After the mudslide, Andrews and Oso Fire Chief Willy Harper made the request for statewide resources, even though they expected it would be denied. They knew their decisions would come under scrutiny, Andrews said.

Pearson said his interest in the change grew from meeting with people in the Stillaguamish Valley.

“We want to make sure no one is hamstrung by our state laws or by a (legal) opinion,” he said.

Another voice pushing for change has been Dave LaFave, the chief of Cowlitz 2 Fire &Rescue based in Kelso. He was on the planning team that got the bill passed in the 1990s. It was never supposed to limit state resources to fighting wildfires, he said Monday.

It was about making sure “we weren’t hung up on bureaucracy of how do we go help someone,” he said.

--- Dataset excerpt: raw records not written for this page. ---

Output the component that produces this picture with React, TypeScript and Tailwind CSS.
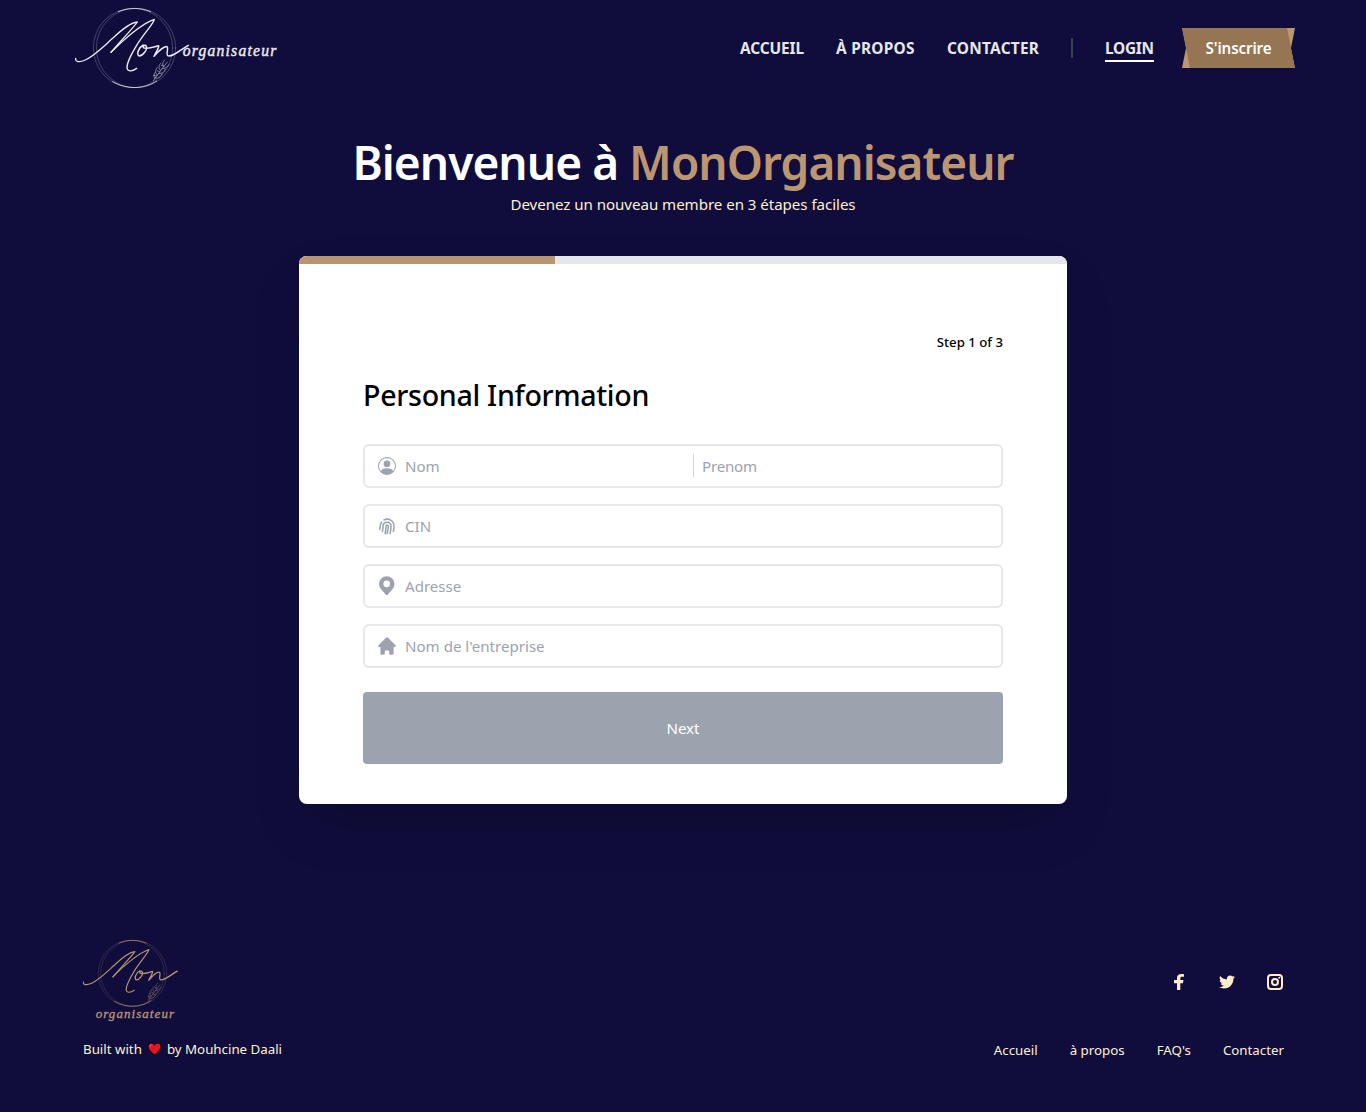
import React, { type ReactNode } from "react";
import { BsPersonCircle } from "react-icons/bs";
import { HiHome } from "react-icons/hi";
import { FaTwitter } from "react-icons/fa";

function LogoMark() {
  return (
    <g fill="none" stroke="currentColor" strokeLinecap="round" strokeLinejoin="round">
      <circle cx="189" cy="144" r="119" strokeWidth="2" opacity="0.35" />
      <circle cx="198" cy="144" r="119" strokeWidth="2" opacity="0.35" />
      <path d="M145 35C175 22 212 22 242 35M128 245C170 269 220 269 260 243" strokeWidth="3" opacity="0.75" />
      <path
        d="M17 175C15 187 30 187 46 180C72 168 102 138 128 115C152 92 180 68 202 66C190 84 150 124 123 157"
        strokeWidth="4"
      />
      <path
        d="M123 157C160 118 220 68 253 58C250 72 222 100 200 136C184 162 170 190 171 204C173 216 187 214 200 205"
        strokeWidth="4"
      />
      <path
        d="M220 135C207 142 198 162 207 168C219 168 233 148 229 139C226 133 218 137 220 143C230 149 248 142 266 137C268 142 258 156 252 169C265 154 284 137 291 140C297 145 287 160 293 167C306 173 330 150 355 136"
        strokeWidth="4.5"
      />
      <g strokeWidth="2.5" opacity="0.6">
        <path d="M250 242C262 224 275 208 292 186M254 236C250 228 252 222 256 216M262 226C254 218 256 210 262 202M272 212C264 204 266 196 272 190M280 200C276 192 278 186 284 180" />
        <path d="M256 234C266 236 272 230 276 222M266 221C276 222 284 216 286 208M276 206C286 206 292 202 297 194M250 226L260 228M262 212L270 216M274 196L282 198" />
      </g>
    </g>
  );
}

function HeaderLogo() {
  return (
    <svg viewBox="15 24 609 240" className="h-20 w-[203px] overflow-visible text-[#ececf2]">
      <LogoMark />
      <text
        x="338"
        y="167"
        textLength="281"
        fill="currentColor"
        stroke="currentColor"
        strokeWidth="1.2"
        className="font-['Liberation_Serif'] text-[47px] italic"
      >
        organisateur
      </text>
    </svg>
  );
}

function FooterLogo() {
  return (
    <svg viewBox="39 30 288 240" className="h-20 w-24 overflow-visible text-[#b99470]">
      <g transform="translate(26.2 10) scale(0.833)">
        <LogoMark />
      </g>
      <text
        x="77"
        y="263"
        textLength="235"
        fill="currentColor"
        stroke="currentColor"
        strokeWidth="1"
        className="font-['Liberation_Serif'] text-[39px] italic"
      >
        organisateur
      </text>
    </svg>
  );
}

function FingerprintIcon() {
  return (
    <svg
      viewBox="0 0 48 50"
      className="h-[17px] w-4"
      fill="none"
      stroke="currentColor"
      strokeWidth="4.6"
      strokeLinecap="round"
    >
      <path d="M15 5C29 -1 45 7 45 23C45 30 45 35 43 40" />
      <path d="M8 12C4 17 3 22 3 27L2 34" />
      <path d="M10 40C12 34 12 30 12 25C12 8 36 8 36 25C36 33 35 40 33 46" />
      <path d="M18 46C21 38 21 32 21 25C21 19 28 19 28 25C28 33 27 39 24 47" />
    </svg>
  );
}

function PinIcon() {
  return (
    <svg viewBox="3 1 18 22.8" className="h-5 w-[15.5px]" fill="currentColor">
      <path
        fillRule="evenodd"
        d="M18.364 16.364L13 22.6Q12 23.6 11 22.6L5.636 16.364A9 9 0 1 1 18.364 16.364ZM12 13.8A3.9 3.9 0 1 0 12 6A3.9 3.9 0 0 0 12 13.8Z"
      />
    </svg>
  );
}

function FacebookIcon() {
  return (
    <svg viewBox="-3 0 16 16" className="size-4" fill="currentColor">
      <path d="M6.3 16V9.2H9L9.4 6H6.3V4.4C6.3 3.3 6.7 2.8 7.8 2.8H10V0.2C9.5 0.1 8.6 0 7.4 0C4.7 0 3 1.5 3 4.1V6H0V9.2H3V16Z" />
    </svg>
  );
}

function InstagramIcon() {
  return (
    <svg viewBox="0 0 16 16" className="size-4" fill="none" stroke="currentColor">
      <rect x="1" y="1" width="14" height="14" rx="3" strokeWidth="2" />
      <circle cx="8" cy="8" r="3" strokeWidth="2" />
      <circle cx="12.2" cy="3.8" r="1" fill="currentColor" stroke="none" />
    </svg>
  );
}

function HeartIcon() {
  return (
    <svg viewBox="0 0 16 15" className="h-[14px] w-[15px]">
      <path
        d="M8 14.2C5 11.6 1 8.6 1 5C1 2.6 2.7 1 4.7 1C6.2 1 7.4 1.8 8 3C8.6 1.8 9.8 1 11.3 1C13.3 1 15 2.6 15 5C15 8.6 11 11.6 8 14.2Z"
        fill="#e81224"
        stroke="#14060c"
        strokeWidth="1.2"
      />
      <path d="M3 5.2C3 3.8 3.8 3 5 2.9" fill="none" stroke="#f4616d" strokeWidth="1" />
    </svg>
  );
}

function Field({ icon, children }: { icon: ReactNode; children: ReactNode }) {
  return (
    <div className="flex h-11 items-center rounded-md border-2 border-gray-200 text-[#9ca3af]">
      <span className="ml-3 flex w-5 shrink-0 items-center justify-center">{icon}</span>
      {children}
    </div>
  );
}

const inputClass = "min-w-0 pl-2 text-[15.1px] leading-6 outline-none placeholder:text-[#9ca3af]";

export default function App() {
  return (
    <div className="flex h-[1112px] flex-col overflow-hidden bg-[#100d3d] font-['Noto_Sans',sans-serif]">
      <header className="flex h-24 items-center justify-between pr-[71px] pl-[75px]">
        <HeaderLogo />
        <nav className="flex items-center whitespace-nowrap text-[15.4px] leading-6 font-bold text-gray-200">
          <a className="w-16 pt-px tracking-[-0.1px]">ACCUEIL</a>
          <a className="ml-8 w-[79px] pt-px tracking-[0.25px]">À PROPOS</a>
          <a className="ml-8 w-[92px] pt-px tracking-[0.25px]">CONTACTER</a>
          <span className="ml-8 h-5 w-0.5 bg-[#374151]" />
          <a className="ml-8 h-7 w-[49px] border-b-2 border-white pt-[3px] tracking-[-0.25px]">LOGIN</a>
          <a className="ml-7 h-10 w-[113px] bg-[#bb9671] [clip-path:polygon(0_0,100%_0,109px_50%,100%_100%,0_100%,4px_50%)]">
            <span className="flex h-full items-center justify-center bg-[#967552] text-[15.2px] font-semibold tracking-[-0.15px] text-white [clip-path:polygon(0_0,105px_0,113px_100%,8px_100%)]">
              S'inscrire
            </span>
          </a>
        </nav>
      </header>

      <main className="flex flex-col items-center">
        <h1 className="mt-[38px] text-[46px] leading-[56px] font-semibold tracking-[-0.95px] text-white">
          Bienvenue à <span className="text-[#bb9671]">MonOrganisateur</span>
        </h1>
        <p className="mt-0.5 text-[15.1px] leading-6 tracking-[-0.04px] text-[#fff0cf]">
          Devenez un nouveau membre en 3 étapes faciles
        </p>

        <section className="mt-10 h-[548px] w-3xl overflow-hidden rounded-lg bg-white shadow-2xl">
          <div className="h-2 bg-gray-200">
            <div className="h-full w-1/3 bg-[#b99470]" />
          </div>
          <form className="flex flex-col px-16">
            <p className="mt-[68px] text-right text-[13.2px] leading-5 font-medium text-black">Step 1 of 3</p>
            <h2 className="mt-[25px] text-[28.6px] leading-9 font-medium tracking-[-0.3px] text-black">
              Personal Information
            </h2>
            <div className="mt-[31px] flex flex-col gap-4">
              <Field icon={<BsPersonCircle className="mr-px size-[18px]" />}>
                <input className={`${inputClass} w-[296px]`} placeholder="Nom" />
                <span className="h-6 w-px bg-gray-300" />
                <input className={`${inputClass} flex-1 tracking-[-0.2px]`} placeholder="Prenom" />
              </Field>
              <Field icon={<FingerprintIcon />}>
                <input className={`${inputClass} flex-1`} placeholder="CIN" />
              </Field>
              <Field icon={<PinIcon />}>
                <input className={`${inputClass} flex-1`} placeholder="Adresse" />
              </Field>
              <Field icon={<HiHome className="size-[22px] shrink-0" />}>
                <input className={`${inputClass} flex-1`} placeholder="Nom de l'entreprise" />
              </Field>
            </div>
            <button type="button" className="mt-6 h-[72px] rounded bg-[#9ca3af] text-[15.1px] text-white">
              Next
            </button>
          </form>
        </section>
      </main>

      <footer className="mt-[136px] flex justify-between pr-[82px] pl-[83px] text-[13.3px] leading-5 text-[#fff0cf]">
        <div>
          <FooterLogo />
          <p className="mt-[19px] flex items-center whitespace-nowrap">
            Built with
            <span className="mx-[5px]">
              <HeartIcon />
            </span>
            by Mouhcine Daali
          </p>
        </div>
        <div className="flex flex-col items-end">
          <div className="mt-[34px] mr-px flex gap-8 text-[#ffecc8]">
            <FacebookIcon />
            <FaTwitter className="size-4" />
            <InstagramIcon />
          </div>
          <div className="mt-[50px] flex gap-8 whitespace-nowrap">
            <a>Accueil</a>
            <a>à propos</a>
            <a>FAQ's</a>
            <a>Contacter</a>
          </div>
        </div>
      </footer>
    </div>
  );
}
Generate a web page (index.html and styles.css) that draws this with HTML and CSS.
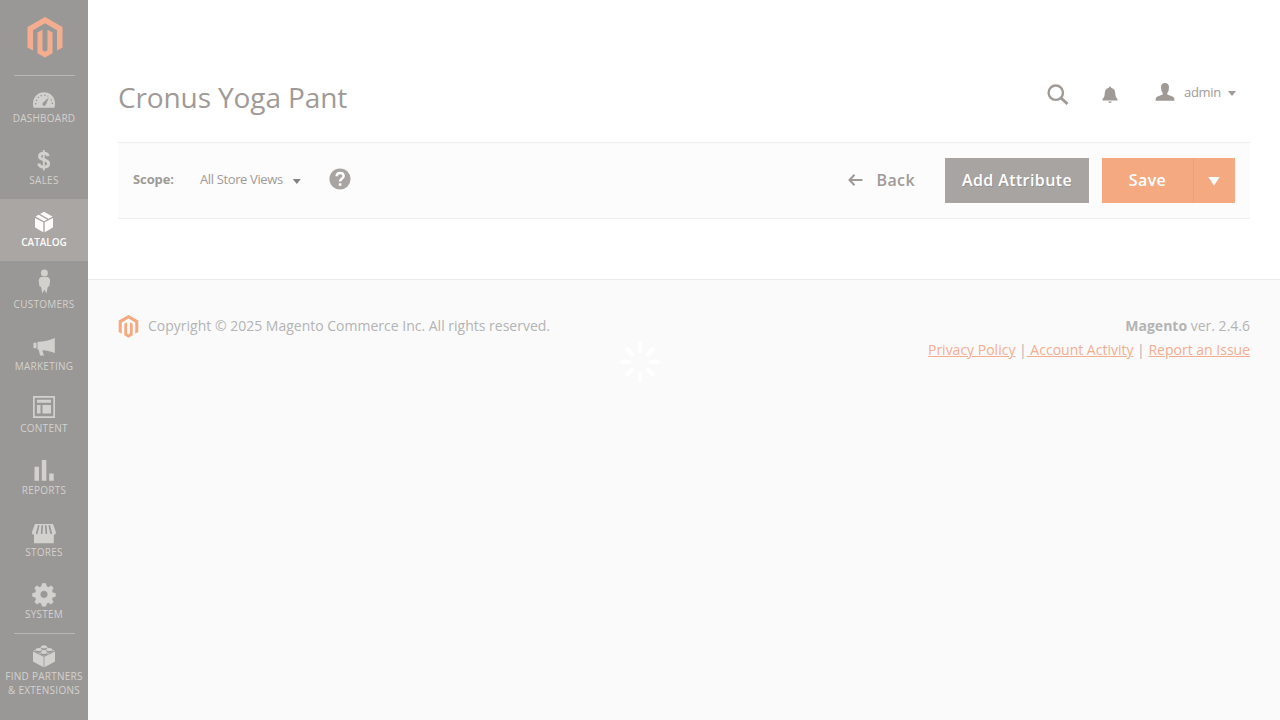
FILE: index.html
```html
<!DOCTYPE html>
<html lang="en">
<head>
<meta charset="utf-8">
<title>Cronus Yoga Pant</title>
<link rel="stylesheet" href="styles.css">
</head>
<body>
<aside class="sidebar">
  <a class="brand"><svg width="36" height="41" viewBox="0 0 36 41"><path d="M18 0 35.500 10v20.500L30 33.500V13.200L18 6.200 6 13.200v20.300L.5 30.500V10zM10.500 15.500 15.500 12.800V33.200L18 34.700 20.500 33.200V12.800L25.500 15.500V36.200L18 40.600 10.500 36.200z"/></svg></a>
  <nav class="menu">
    <a class="item ruled"><svg viewBox="28 85 32 28"><path d="M33.600 107.800Q33 106 33 103.500C33 97 38 92.300 44 92.300s11 4.700 11 11.200q0 2.500-.6 4.300z"/><path class="cut" d="m49 97.300-3 7.300q-1.300 2.100-3.100.8-1.300-1.500.3-3z"/><path class="cut-line" stroke-dasharray="1.400 2.100" d="M35.700 104.500c0-5.500 3.300-9.300 8.300-9.300 1.700 0 3 .4 4.200 1.100M51 99.300q1.300 2.200 1.400 5.200"/></svg><span>Dashboard</span></a>
    <a class="item"><svg viewBox="28 147 32 28"><path class="line dollar" d="M48.300 156q-.8-2.800-4.500-2.800-4.300 0-4.300 3.300c0 4.200 9.100 2.400 9.100 7.100q0 3.500-4.700 3.500-4.600 0-5.200-3.500"/><path class="line" d="M43.800 150v20.500"/></svg><span>Sales</span></a>
    <a class="item active"><svg viewBox="28 209 32 28"><path d="m35 218 8.300 4.300v9.900L35 227.500zM53 218v9.500l-8.300 4.700v-9.900zM35.600 216.500l3-1.700 8.500 4.600-3.100 1.800zM40 214l4-2.200 8.500 4.700-3.900 2.200z"/></svg><span>Catalog</span></a>
    <a class="item"><svg viewBox="28 271 32 28"><circle cx="44.400" cy="272.900" r="3.500"/><path d="M41 277h6.800q2.500 1 2.200 4.800l-.7 4.700h-1.200l-.6 1.500-1.100 5.500-2-3.900-2 3.900-1.100-5.500-.6-1.500h-1.200l-.7-4.700q-.3-3.800 2.200-4.800z"/></svg><span>Customers</span></a>
    <a class="item"><svg viewBox="28 333 32 28"><path d="M33.500 342.800h3v5.400h-3zM37.500 342q10-.7 17.300-4v15q-7-3-17.300-3.600zM38.500 349h4.500l-.5 2 1.500 4.500h-4z"/></svg><span>Marketing</span></a>
    <a class="item"><svg viewBox="28 395 32 28"><path fill-rule="evenodd" d="M33 396h22v22H33zM34.700 397.700v18.600h18.600v-18.600zM37 399.800h14v3H37zM37 405h3.500v8.500H37zM42.500 405H51v8.500h-8.500z"/></svg><span>Content</span></a>
    <a class="item"><svg viewBox="28 457 32 28"><path d="M34.500 466.800h4.500v14h-4.500zM41.800 460h4.500v20.800h-4.500zM49.200 473.500h4.500v7.300h-4.500z"/></svg><span>Reports</span></a>
    <a class="item"><svg viewBox="28 519 32 28"><path d="M35 524h18l3 8.500q-.3 2.200-2.200 2.200v8.600H34V534.700q-2 0-2.200-2.200z"/><path class="cut-line awning" d="m38.800 525.300-2.200 8.700M42.300 525.300l-.7 8.700M45.700 525.300l.7 8.700M49.200 525.300l2.200 8.700"/></svg><span>Stores</span></a>
    <a class="item"><svg viewBox="28 581 32 28"><path fill-rule="evenodd" stroke="currentColor" stroke-width=".6" stroke-linejoin="round" d="m42.300 583.500 3.400 0 .8 3.100 1.900.8 2.800-1.600 2 2.300-1.400 2.700.8 1.900 2.800.8v2.900l-2.800.9-.8 2 1.400 2.600-2 2.200-2.800-1.500-1.900.8-.8 2.800h-3.400l-.8-2.800-1.900-.8-2.800 1.500-2-2.200 1.400-2.600-.8-2-2.800-.9v-2.900l2.800-.8.8-1.900-1.400-2.700 2-2.300 2.800 1.600 1.900-.8zM44 590.500a3.900 3.900 0 1 0 .01 0z"/></svg><span>System</span></a>
    <a class="item ruled"><svg viewBox="28 643 32 28"><path d="M33 651.600 43.600 656.800v10.400L33 661.500zM55 651.600v9.900l-10.600 5.700v-10.400zM33.600 650.700 44 645.700l10.400 5L44 655.800z"/><g class="cut"><ellipse cx="44" cy="648.300" rx="3.300" ry="1.900"/><ellipse cx="38.700" cy="650.900" rx="3.300" ry="1.900"/><ellipse cx="49.300" cy="650.900" rx="3.300" ry="1.900"/><ellipse cx="44" cy="653.500" rx="3.300" ry="1.900"/></g><g><ellipse cx="44" cy="646.800" rx="3" ry="1.600"/><ellipse cx="38.700" cy="649.500" rx="3" ry="1.600"/><ellipse cx="49.300" cy="649.500" rx="3" ry="1.600"/><ellipse cx="44" cy="652.300" rx="3" ry="1.600"/></g></svg><span>Find Partners<br>&amp; Extensions</span></a>
  </nav>
</aside>
<div class="page">
  <main class="content">
    <header class="header">
      <h1>Cronus Yoga Pant</h1>
      <div class="tools">
        <svg class="search" width="22" height="22" viewBox="0 0 22 22"><circle cx="8.800" cy="8.700" r="7.200"/><path d="m14 14 6.500 6"/></svg>
        <svg class="bell" width="16" height="18" viewBox="0 0 16 18"><path d="M7 1q1-1 2 0v.7q4 1 4.200 5.300.2 4.500 2.300 6v1.500H.5V13q2.100-1.500 2.300-6Q3 2.700 7 1.700zM6.300 15.500h3.400Q9.500 17 8 17t-1.700-1.500z"/></svg>
        <a class="account"><svg width="20" height="18" viewBox="0 0 20 18"><path d="M10 0q4 0 4 4.500Q14 8 12.300 10v1.500l5.700 2.300q1.500.7 1.500 4H.5q0-3.300 1.500-4l5.700-2.300V10Q6 8 6 4.500 6 0 10 0z"/></svg><span>admin</span><i class="caret"></i></a>
      </div>
    </header>
    <section class="toolbar">
      <strong class="scope">Scope:</strong>
      <a class="store">All Store Views<i class="caret dark"></i></a>
      <svg class="help" width="22" height="22" viewBox="0 0 22 22"><circle cx="11" cy="11" r="10.600"/><path d="M7.700 8.300q0-3.300 3.400-3.300 3.500 0 3.500 3 0 1.500-1.800 2.700Q11 12 11 13.500"/><rect x="9.800" y="15.300" width="2.600" height="2.500"/></svg>
      <div class="actions">
        <button class="back"><svg width="15" height="12" viewBox="0 0 15 12"><path d="M6.500.7 1.500 6l5 5.300M1.500 6H14.500"/></svg>Back</button>
        <button class="add">Add Attribute</button>
        <div class="split"><button class="save">Save</button><button class="more" aria-label="More"><i></i></button></div>
      </div>
    </section>
  </main>
  <footer class="footer">
    <div class="copyright"><svg width="21" height="23" viewBox="0 0 36 41"><path d="M18 0 35.500 10v20.500L30 33.500V13.200L18 6.200 6 13.200v20.300L.5 30.500V10zM10.500 15.500 15.500 12.800V33.200L18 34.700 20.500 33.200V12.800L25.500 15.500V36.200L18 40.600 10.500 36.200z"/></svg><span>Copyright © 2025 Magento Commerce Inc. All rights reserved.</span></div>
    <div class="legal"><p><strong>Magento</strong> ver. 2.4.6</p><p><a>Privacy Policy</a> |<a> Account Activity</a> | <a>Report an Issue</a></p></div>
  </footer>
</div>
<svg class="spinner" width="40" height="40" viewBox="0 0 40 40"><path d="M20 2v7M20 31v7M2 20h7M31 20h7M7.300 7.300l5 5M27.700 27.700l5 5M32.700 7.300l-5 5M12.300 27.700l-5 5"/></svg>
</body>
</html>
```
FILE: styles.css
```css
* { box-sizing: border-box; }
body { margin: 0; height: 720px; display: flex; overflow: hidden; background: #fafafa; font-family: "Open Sans", sans-serif; color: #a09a97; }
h1, p { margin: 0; font-weight: 400; }
svg { display: block; fill: currentColor; flex: none; }
button { border: 0; padding: 0; background: none; font: 600 16px/22px "Open Sans", sans-serif; letter-spacing: .4px; color: inherit; }

.sidebar { width: 88px; height: 720px; flex: none; background: #9a9896; }
.brand { display: flex; height: 75px; padding: 17px 0 0 26.500px; color: #f5ad90; }
.menu { display: flex; flex-direction: column; }
.item { height: 62px; padding-top: 10px; display: flex; flex-direction: column; align-items: center; color: #d3d1ce; font-size: 10px; line-height: 14px; letter-spacing: .25px; text-transform: uppercase; text-align: center; white-space: nowrap; }
.item svg { width: 32px; height: 28px; margin-bottom: -2px; overflow: visible; }
.item:last-child { height: 87px; }
.active { background: #aaa6a3; color: #fdfcfb; font-weight: 600; letter-spacing: -.05px; }
.ruled { background: linear-gradient(#b9b7b4, #b9b7b4) center top / 61px 1px no-repeat; }
.cut { fill: #9a9896; }
.cut-line { fill: none; stroke: #9a9896; stroke-width: 1.3; }
.awning { stroke-width: 1.7; }
.line { fill: none; stroke: currentColor; stroke-width: 1.8; }
.dollar { stroke-width: 3; }

.page { flex: 1; }
.content { height: 280px; padding: 73px 30px 0; background: #fff; border-bottom: 1px solid #ebebeb; }
.header { display: flex; justify-content: space-between; height: 69px; }
h1 { font-size: 28px; line-height: 48px; letter-spacing: -.12px; }
.tools { display: flex; align-items: flex-start; padding: 10px 14px 0 0; }
.search { margin-top: 1px; fill: none; stroke: #a09a97; stroke-width: 2.400; }
.search path { stroke-width: 3; }
.bell { margin: 3px 37px 0 33px; }
.account { display: flex; font-size: 13px; line-height: 20px; letter-spacing: -.3px; }
.account span { margin: -1px 7px 0 9px; }
.caret { width: 8px; height: 5px; margin-top: 8px; background: currentColor; clip-path: polygon(0 0, 100% 0, 50% 100%); }

.toolbar { display: flex; align-items: center; height: 77px; padding: 0 15px; background: #fcfcfc; border: solid #efefef; border-width: 1px 0; font-size: 13px; line-height: 18px; }
.scope { width: 67px; padding-bottom: 3px; font-weight: 700; letter-spacing: -.1px; }
.store { display: flex; letter-spacing: -.37px; padding-bottom: 3px; width: 129px; }
.dark { color: #85817e; margin: 9px 0 0 10px; }
.help { margin-top: -3px; color: #a8a4a1; }
.help path { fill: none; stroke: #fff; stroke-width: 2.500; }
.help rect { fill: #fff; }
.actions { margin-left: auto; display: flex; height: 45px; }
.actions button { padding-bottom: 2px; }
.back { display: flex; align-items: center; gap: 13px; margin-right: 30px; }
.back svg { fill: none; stroke: currentColor; stroke-width: 2; }
.add { width: 144px; margin-right: 13px; background: #a8a4a1; color: #fff; text-shadow: 1px 1px 0 rgba(0,0,0,.12); }
.split { display: flex; color: #fff; text-shadow: 1px 1px 0 rgba(0,0,0,.12); }
.save { width: 92px; background: #f5a980; border-right: 1px solid #e8a27b; }
.more { width: 41px; background: #f5a980; display: flex; align-items: center; justify-content: center; }
.more i { width: 12px; height: 9px; margin: 3px 1px 0 0; background: #fff; clip-path: polygon(0 0, 100% 0, 50% 100%); }

.footer { display: flex; justify-content: space-between; padding: 34px 30px 0; color: #b4b4b4; font-size: 14px; line-height: 24px; }
.copyright { display: flex; gap: 9px; height: 24px; }
.copyright svg { margin-top: 1px; color: #f5a980; }
.legal { text-align: right; }
.legal a { color: #f5ad90; text-decoration: underline; }
.spinner { position: absolute; left: 620px; top: 342px; fill: none; stroke: #fff; stroke-width: 4; stroke-linecap: round; }
```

“It’s pretty straightforward,” LaFave said. “Our plan is one of the best plans in the nation for mobilizing fire-service resources. The issue is it should include all fire-service resources, not just equipment for wildfires.”

The mudslide took 43 lives, buried about 40 homes and wiped out a stretch of Highway 530. This past weekend, survivors spent time in the peace grove planted at the site this summer, decorating the memorial trees with ornaments and garlands for Christmas.

Rikki King: 425-339-3449; rking@heraldnet.com.

Other commission recommendations include:

Incorporate skilled volunteers into disaster responses, such as loggers who played a valuable role in Oso.

Create a task force to study emergency management at the state level. Have the task force deliver a report to the governor in 2016.

Create liaisons to work directly with tribes after disasters.

Increase disaster response funding.

Develop standards for requesting, tracking, mobilizing and demobilizing resources such as personnel and equipment.

Continue to study and monitor the Oso slide area.

Establish a better system for creating lists of missing people after disasters and for communicating with families of the missing and dead.

Use more social media to communicate after disasters.